Yesterday, in California, Kerry joined the chorus of Democratic criticism, saying Bush should have known about the prisoner abuse allegations earlier.
"As president," he said, "I will not be the last to know what is going on in my command. I will demand accountability from those who serve and I will take responsibility for their actions."
In the Senate, a vote on the nomination of John D. Negroponte to be the first U.S. ambassador to post-war Iraq sparked a searching debate about the administration's handling of the war and the effect the prison abuse allegations have had on the U.S. mission there. "The president has failed the Iraqi people and has failed America," said Sen. Edward M. Kennedy, a Massachusetts Democrat. "He has presided over the steepest and deepest fall from grace in the history of our country."
The Senate confirmed Negroponte's nomination by a vote of 95-3. The three "no" votes came from Democrats - Sens.
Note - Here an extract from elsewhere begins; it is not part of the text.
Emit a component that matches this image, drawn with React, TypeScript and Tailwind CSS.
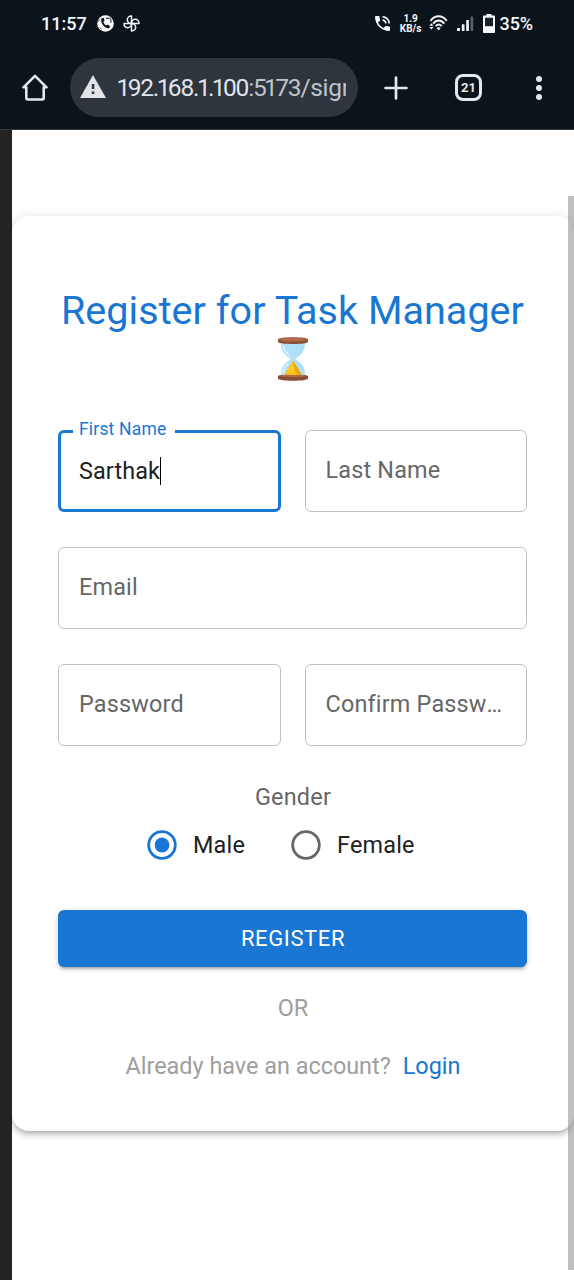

Mark Dayton of Minnesota, Richard J. Durbin of Illinois and Harkin - whose opposed the nomination to register their opposition to Bush's policies in Iraq.
Secretary of State Colin L. Powell tried to quell anger from around the world, telling Jakob Kellenberger of the International Red Cross in a phone call that the administration is committed to resolving the crisis.
Calls for Rumsfeld's resignation came from the American Islamic community, too.
"As Secretary of Defense, Mr. Rumsfeld bears ultimate responsibility for the brutal and humiliating actions of American troops and for the poor handling of the scandal by the military establishment," the Council on American-Islamic Relations said in a statement.
Several lawmakers are calling for the Abu Ghraib prison to be razed. Sens. Larry Craig, an Idaho Republican, and Ben Nelson, a Nebraska Democrat, introduced a resolution calling for the destruction of the prison "to underscore the United States' abhorrence of the mistreatment of prisoners in Iraq."